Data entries
_ _ _ _
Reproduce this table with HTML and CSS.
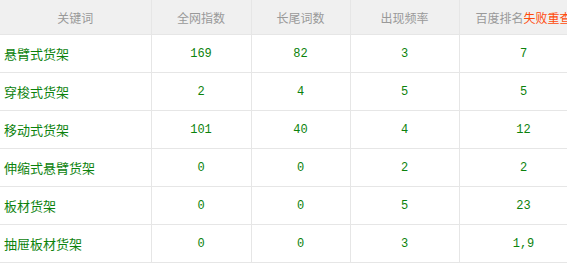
FILE: index.html
```html
<!DOCTYPE html>
<html lang="zh">
<head>
<meta charset="utf-8">
<link rel="stylesheet" href="styles.css">
</head>
<body>
<table class="kw-table">
  <colgroup>
    <col class="c1"><col class="c2"><col class="c3"><col class="c4"><col class="c5">
  </colgroup>
  <thead>
    <tr>
      <th>关键词</th>
      <th>全网指数</th>
      <th>长尾词数</th>
      <th>出现频率</th>
      <th class="nowrap">百度排名<a class="retry">失败重查</a></th>
    </tr>
  </thead>
  <tbody>
    <tr><td class="kw">悬臂式货架</td><td class="num">169</td><td class="num">82</td><td class="num">3</td><td class="num">7</td></tr>
    <tr><td class="kw">穿梭式货架</td><td class="num">2</td><td class="num">4</td><td class="num">5</td><td class="num">5</td></tr>
    <tr><td class="kw">移动式货架</td><td class="num">101</td><td class="num">40</td><td class="num">4</td><td class="num">12</td></tr>
    <tr><td class="kw">伸缩式悬臂货架</td><td class="num">0</td><td class="num">0</td><td class="num">2</td><td class="num">2</td></tr>
    <tr><td class="kw">板材货架</td><td class="num">0</td><td class="num">0</td><td class="num">5</td><td class="num">23</td></tr>
    <tr><td class="kw">抽屉板材货架</td><td class="num">0</td><td class="num">0</td><td class="num">3</td><td class="num">1,9</td></tr>
  </tbody>
</table>
</body>
</html>
```
FILE: styles.css
```css
html, body {
  margin: 0;
  padding: 0;
  background: #fff;
  overflow: hidden;
}
.kw-table {
  border-collapse: collapse;
  table-layout: fixed;
  width: 588px;
  font-family: "Noto Sans CJK SC", "Liberation Sans", sans-serif;
}
.c1 { width: 151px; }
.c2 { width: 100px; }
.c3 { width: 99px; }
.c4 { width: 109px; }
.c5 { width: 129px; }
.kw-table th {
  height: 34px;
  padding: 0;
  background: #f0f0f0;
  color: #999;
  font-weight: normal;
  font-size: 12px;
  text-align: center;
  border: 1px solid #e6e6e6;
  border-top: none;
}
.kw-table th:first-child, .kw-table td:first-child { border-left: none; }
.nowrap { white-space: nowrap; }
.retry { color: #ff4a0a; }
.kw-table td {
  height: 37px;
  padding: 0;
  border: 1px solid #e6e6e6;
  color: #0c820c;
}
.kw {
  font-size: 13px;
  padding-left: 4px !important;
  text-align: left;
}
.num {
  font-family: "Liberation Mono", monospace;
  font-size: 12px;
  text-align: center;
}
```
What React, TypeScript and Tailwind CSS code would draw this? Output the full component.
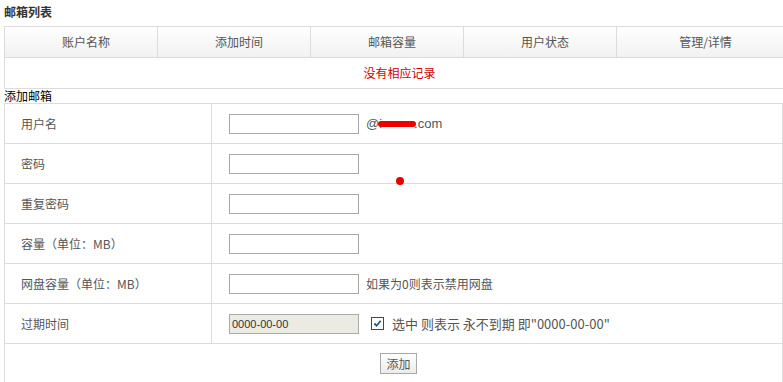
const cols = ['账户名称', '添加时间', '邮箱容量', '用户状态', '管理/详情'];

const font = { fontFamily: '"Noto Sans CJK SC", "Liberation Sans", sans-serif' };

function TextInput({ value, disabled }: { value?: string; disabled?: boolean }) {
  return (
    <input
      type="text"
      defaultValue={value}
      disabled={disabled}
      className={
        disabled
          ? 'h-[20px] w-[130px] border border-[#a9a9a9] bg-[#ebebe4] px-[2px] text-[11px] text-[#333] outline-none [font-family:"Liberation_Sans",sans-serif]'
          : 'h-[20px] w-[130px] border border-[#a9a9a9] bg-white px-[2px] text-[12px] outline-none'
      }
    />
  );
}

function FormRow({ label, children }: { label: string; children: React.ReactNode }) {
  return (
    <div className="grid h-[40px] grid-cols-[207px_1fr] border-b border-[#dcdcdc]">
      <div className="flex items-center border-r border-[#dcdcdc] pl-[16px] text-[12px] text-[#555]">{label}</div>
      <div className="flex items-center gap-[7px] pl-[17px] text-[12px] text-[#555]">{children}</div>
    </div>
  );
}

export default function App() {
  return (
    <div className="relative h-[382px] w-[783px] overflow-hidden bg-white" style={font}>
      <div className="h-[26px] pl-[4px] pt-[4px] text-[12px] font-bold leading-[16px] text-[#333]">邮箱列表</div>

      {/* list table */}
      <div className="ml-[4px] w-[781px] border border-[#dcdcdc]">
        <div className="grid h-[31px] grid-cols-[153px_153px_153px_153px_1fr] border-b border-[#dcdcdc] bg-gradient-to-b from-white to-[#f1f1f1]">
          {cols.map((c, i) => (
            <div
              key={c}
              className={`flex items-center justify-center pl-[10px] text-[12px] text-[#555] ${i < 4 ? 'border-r border-[#dcdcdc]' : ''}`}
            >
              {c}
            </div>
          ))}
        </div>
        <div className="flex h-[30px] items-center justify-center pl-[10px] text-[12px] text-[#d40000]">没有相应记录</div>
      </div>

      <div className="h-[14px] pl-[4px] text-[12px] leading-[14px] text-black">添加邮箱</div>

      {/* add form */}
      <div className="ml-[4px] w-[779px] border-x border-t border-[#dcdcdc]">
        <FormRow label="用户名">
          <TextInput />
          <span className="flex items-center text-[13px] text-[#555] [font-family:'Liberation_Sans',sans-serif]">
            @i
            <span className="-ml-[4px] mr-[-2px] inline-block h-[6px] w-[38px] rounded-full bg-[#ee0000]" />
            .com
          </span>
        </FormRow>
        <FormRow label="密码">
          <TextInput />
        </FormRow>
        <FormRow label="重复密码">
          <TextInput />
        </FormRow>
        <FormRow label="容量（单位：MB）">
          <TextInput />
        </FormRow>
        <FormRow label="网盘容量（单位：MB）">
          <TextInput />
          <span>如果为0则表示禁用网盘</span>
        </FormRow>
        <FormRow label="过期时间">
          <TextInput value="0000-00-00" disabled />
          <span className="ml-[5px] flex h-[13px] w-[13px] items-center justify-center border border-[#1c5180] bg-white">
            <svg viewBox="0 0 10 10" className="h-[9px] w-[9px]">
              <path d="M1.5 5 L4 7.5 L8.5 2" fill="none" stroke="#21578a" strokeWidth="2" />
            </svg>
          </span>
          <span className="ml-[1px] text-[13px]">选中 则表示 永不到期 即"0000-00-00"</span>
        </FormRow>
        <div className="flex h-[40px] items-start justify-center pl-[10px] pt-[9px]">
          <button className="h-[21px] w-[37px] border border-[#a9a9a9] bg-gradient-to-b from-white to-[#ececec] text-[12px] text-[#555]">
            添加
          </button>
        </div>
      </div>

      <span className="absolute left-[396px] top-[177px] h-[8px] w-[8px] rounded-full bg-[#e60000]" />
    </div>
  );
}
_ _ _ _
## THE REQUEST
All entries must be written out again exactly as given, with no pictures in the copy.

## EXERCISE RESULT
Reproduce this table with HTML and CSS.
FILE: index.html
```html
<!DOCTYPE html>
<html lang="zh">
<head>
<meta charset="utf-8">
<link rel="stylesheet" href="styles.css">
</head>
<body>
<table class="kw-table">
  <colgroup>
    <col class="c1"><col class="c2"><col class="c3"><col class="c4"><col class="c5">
  </colgroup>
  <thead>
    <tr>
      <th>关键词</th>
      <th>全网指数</th>
      <th>长尾词数</th>
      <th>出现频率</th>
      <th class="nowrap">百度排名<a class="retry">失败重查</a></th>
    </tr>
  </thead>
  <tbody>
    <tr><td class="kw">悬臂式货架</td><td class="num">169</td><td class="num">82</td><td class="num">3</td><td class="num">7</td></tr>
    <tr><td class="kw">穿梭式货架</td><td class="num">2</td><td class="num">4</td><td class="num">5</td><td class="num">5</td></tr>
    <tr><td class="kw">移动式货架</td><td class="num">101</td><td class="num">40</td><td class="num">4</td><td class="num">12</td></tr>
    <tr><td class="kw">伸缩式悬臂货架</td><td class="num">0</td><td class="num">0</td><td class="num">2</td><td class="num">2</td></tr>
    <tr><td class="kw">板材货架</td><td class="num">0</td><td class="num">0</td><td class="num">5</td><td class="num">23</td></tr>
    <tr><td class="kw">抽屉板材货架</td><td class="num">0</td><td class="num">0</td><td class="num">3</td><td class="num">1,9</td></tr>
  </tbody>
</table>
</body>
</html>
```
FILE: styles.css
```css
html, body {
  margin: 0;
  padding: 0;
  background: #fff;
  overflow: hidden;
}
.kw-table {
  border-collapse: collapse;
  table-layout: fixed;
  width: 588px;
  font-family: "Noto Sans CJK SC", "Liberation Sans", sans-serif;
}
.c1 { width: 151px; }
.c2 { width: 100px; }
.c3 { width: 99px; }
.c4 { width: 109px; }
.c5 { width: 129px; }
.kw-table th {
  height: 34px;
  padding: 0;
  background: #f0f0f0;
  color: #999;
  font-weight: normal;
  font-size: 12px;
  text-align: center;
  border: 1px solid #e6e6e6;
  border-top: none;
}
.kw-table th:first-child, .kw-table td:first-child { border-left: none; }
.nowrap { white-space: nowrap; }
.retry { color: #ff4a0a; }
.kw-table td {
  height: 37px;
  padding: 0;
  border: 1px solid #e6e6e6;
  color: #0c820c;
}
.kw {
  font-size: 13px;
  padding-left: 4px !important;
  text-align: left;
}
.num {
  font-family: "Liberation Mono", monospace;
  font-size: 12px;
  text-align: center;
}
```
What React, TypeScript and Tailwind CSS code would draw this? Output the full component.
const cols = ['账户名称', '添加时间', '邮箱容量', '用户状态', '管理/详情'];

const font = { fontFamily: '"Noto Sans CJK SC", "Liberation Sans", sans-serif' };

function TextInput({ value, disabled }: { value?: string; disabled?: boolean }) {
  return (
    <input
      type="text"
      defaultValue={value}
      disabled={disabled}
      className={
        disabled
          ? 'h-[20px] w-[130px] border border-[#a9a9a9] bg-[#ebebe4] px-[2px] text-[11px] text-[#333] outline-none [font-family:"Liberation_Sans",sans-serif]'
          : 'h-[20px] w-[130px] border border-[#a9a9a9] bg-white px-[2px] text-[12px] outline-none'
      }
    />
  );
}

function FormRow({ label, children }: { label: string; children: React.ReactNode }) {
  return (
    <div className="grid h-[40px] grid-cols-[207px_1fr] border-b border-[#dcdcdc]">
      <div className="flex items-center border-r border-[#dcdcdc] pl-[16px] text-[12px] text-[#555]">{label}</div>
      <div className="flex items-center gap-[7px] pl-[17px] text-[12px] text-[#555]">{children}</div>
    </div>
  );
}

export default function App() {
  return (
    <div className="relative h-[382px] w-[783px] overflow-hidden bg-white" style={font}>
      <div className="h-[26px] pl-[4px] pt-[4px] text-[12px] font-bold leading-[16px] text-[#333]">邮箱列表</div>

      {/* list table */}
      <div className="ml-[4px] w-[781px] border border-[#dcdcdc]">
        <div className="grid h-[31px] grid-cols-[153px_153px_153px_153px_1fr] border-b border-[#dcdcdc] bg-gradient-to-b from-white to-[#f1f1f1]">
          {cols.map((c, i) => (
            <div
              key={c}
              className={`flex items-center justify-center pl-[10px] text-[12px] text-[#555] ${i < 4 ? 'border-r border-[#dcdcdc]' : ''}`}
            >
              {c}
            </div>
          ))}
        </div>
        <div className="flex h-[30px] items-center justify-center pl-[10px] text-[12px] text-[#d40000]">没有相应记录</div>
      </div>

      <div className="h-[14px] pl-[4px] text-[12px] leading-[14px] text-black">添加邮箱</div>

      {/* add form */}
      <div className="ml-[4px] w-[779px] border-x border-t border-[#dcdcdc]">
        <FormRow label="用户名">
          <TextInput />
          <span className="flex items-center text-[13px] text-[#555] [font-family:'Liberation_Sans',sans-serif]">
            @i
            <span className="-ml-[4px] mr-[-2px] inline-block h-[6px] w-[38px] rounded-full bg-[#ee0000]" />
            .com
          </span>
        </FormRow>
        <FormRow label="密码">
          <TextInput />
        </FormRow>
        <FormRow label="重复密码">
          <TextInput />
        </FormRow>
        <FormRow label="容量（单位：MB）">
          <TextInput />
        </FormRow>
        <FormRow label="网盘容量（单位：MB）">
          <TextInput />
          <span>如果为0则表示禁用网盘</span>
        </FormRow>
        <FormRow label="过期时间">
          <TextInput value="0000-00-00" disabled />
          <span className="ml-[5px] flex h-[13px] w-[13px] items-center justify-center border border-[#1c5180] bg-white">
            <svg viewBox="0 0 10 10" className="h-[9px] w-[9px]">
              <path d="M1.5 5 L4 7.5 L8.5 2" fill="none" stroke="#21578a" strokeWidth="2" />
            </svg>
          </span>
          <span className="ml-[1px] text-[13px]">选中 则表示 永不到期 即"0000-00-00"</span>
        </FormRow>
        <div className="flex h-[40px] items-start justify-center pl-[10px] pt-[9px]">
          <button className="h-[21px] w-[37px] border border-[#a9a9a9] bg-gradient-to-b from-white to-[#ececec] text-[12px] text-[#555]">
            添加
          </button>
        </div>
      </div>

      <span className="absolute left-[396px] top-[177px] h-[8px] w-[8px] rounded-full bg-[#e60000]" />
    </div>
  );
}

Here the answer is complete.